In 2017, eight quarterbacks threw for over 4,000 yards, three quarterbacks had at least 30 touchdowns, and 13 quarterbacks had at least 500 attempts.
Field General Evolution
Of the top ten passing seasons in NFL history, nine have happened since 2008. The only quarterback in the top ten who threw over 4,967 yards in a season from before then? Was Dan Marino back in 1984. Matthew Stafford threw for 4,967 yards in 2012 and 5,038 yards in 2012. Drew Brees shows up five times in the top ten, throwing for 5,069, 5,084, 5,162, 5,177, 5,208, and 5,476 yards between 2008 and 2016. Tom Brady and Peyton Manning are the only other two quarterbacks to go over 5,000 yards in a season.
Now, obviously Brady, Manning, and Brees are among the best quarterbacks of all time. But Matthew Stafford? Stafford is fine, he was a Pro Bowl quarterback in 2014 and has obviously enjoyed some success. But is he really better than any quarterback not named above? Would you take Stafford over the likes of Brett Favre, Joe Montana, Kurt Warner, or Dan Fouts?
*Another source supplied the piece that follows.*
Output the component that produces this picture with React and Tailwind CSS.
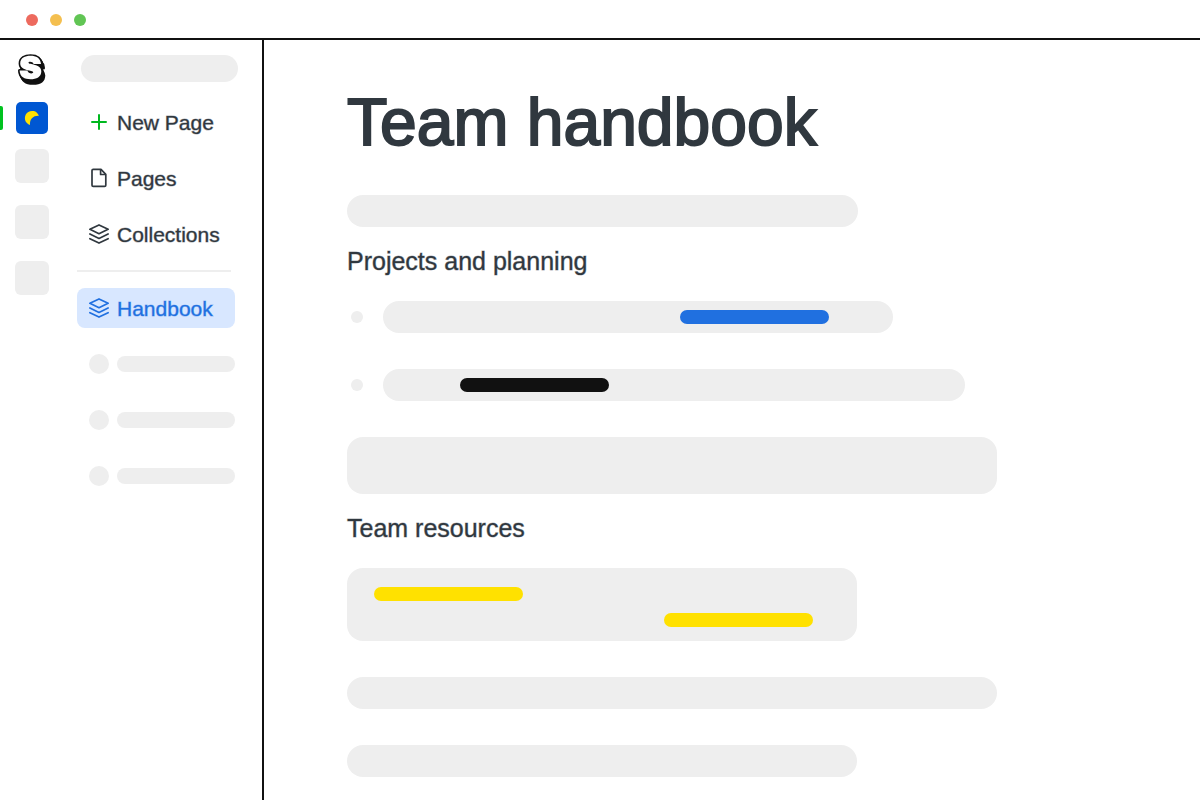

It’s not just the top ten either. If you look the top twenty-five passing seasons in history, only three took place before 2008, and one of those was Tom Brady’s monster 2007 campaign. If you thought Matthew Stafford’s name was underwhelming, what about Kirk Cousins? Matt Schaub? How about Eli Manning? Because all of those guys show up before you see the likes of Favre or Montana.
So as much as we do love the evolution of the passing game, giving us more highlights than ever, they are a bit inflated. Many of the best quarterbacks in NFL history played in a league more concerned with ugly hits than quarterback-related TV ratings. Mel Blount is an all-time great, but he’d be completely useless in today’s NFL thanks to the new rules.
Nobody should take anything away from Drew Brees, as he’ll likely retire as the NFL’s all time leader in passing yards and touchdowns. But when comparing him to the likes of Brett Favre, Joe Montana, Johnny Unitas, or other greats, you might have to pump the brakes a little.